Health and Wellness
Sidwell Friends recognizes that good health policies, practices, and education are essential to the success of any school community. Because we believe that learning and health are symbiotic, the health services team takes a holistic approach in their work with students, families, faculty, and staff to support experiences that meet the needs and help realize the potential of each student.
Each campus has a health care coordinator (registered nurse) on-site throughout the school day. A health and wellness assistant (certified athletic trainer) is also available on the Middle and Upper School campus.
Members of the health services team serve as liaisons between families, community health professionals, and the School to coordinate the acute and chronic healthcare needs of students. The team also acts as an educational resource for the School community to promote self-advocacy, disease prevention, and safety.
Health and wellness education for students and parents promotes health and social-emotional competencies consistent with a Quaker education.

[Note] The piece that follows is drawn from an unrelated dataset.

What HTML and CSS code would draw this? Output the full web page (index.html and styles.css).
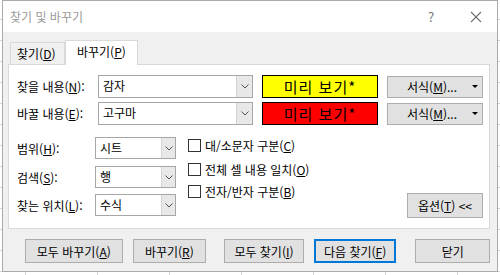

Wellness education is provided in the classroom and through speakers, assemblies, special programs, and service learning.
Education addresses four key areas:
- Self-awareness. Critical for managing actions and setting goals, self-awareness education helps students explore their identities; recognize core values, strengths, and challenges; and understand how emotions influence behavior and health. Self-awareness includes the physical self and helps students develop confidence, self-efficacy, and the ability to listen to their inner, guiding light.
- Self-regulation. Self-regulation is the ability to control emotions and behaviors and understand the consequences of actions. Skills include managing frustration, anxiety, and disappointment both personally and academically, as well as responsible decision making about sexual and other behaviors that affect health promotion and disease prevention. Self-regulation means being mindful of emotions and acting in accordance with personal and academic goals and values.
- Social awareness. Being socially aware means having empathy, understanding others’ perspectives, respecting diversity, and recognizing how social norms and peer pressure can affect behavior. Social awareness includes understanding the meaning and importance of consent and how to communicate respect for each other’s boundaries. Social awareness is key to developing healthy and respectful relationships, and it is central to the Quaker values of seeing the humanity in each person and striving to improve the lives of others in the world.
- Social regulation. Social regulation involves making socially responsible decisions based on an understanding of how relationships work. Relationship building requires skills in active listening, communication, conflict resolution, and teamwork. Responsible decision making involves managing peer pressure and having the ability to reflect, evaluate, and make safe and ethical choices that promote positive social interactions, including healthy sexual relationships.
Sidwell Friends continues to evaluate and modify the School’s social and emotional education programs to meet the changing needs of our students.
Counselors support students and parents in our community through education, counseling, and assessment and consultation with faculty.
Education: The School develops and delivers developmentally appropriate curricula to promote the self-awareness, emotion regulation, and social skills needed for academic and life success.
Counseling: When students’ social and emotional needs get in the way of learning, our counselors provide brief, solution-focused counseling, which may include
- Supportive reflection
- Cognitive restructuring
- Relaxation/deep breathing
- Problem solving
- Interpersonal resolutions
Counseling is provided to students individually and in groups. Counselors also provide parent education and coaching.
Assessment and consultation: Counselors assess students’ mental health needs in consultation with parents, teachers, administrators, and academic support coordinators. Referrals to outside mental health professionals are made on an as-needed basis so that students can succeed emotionally, socially, and academically.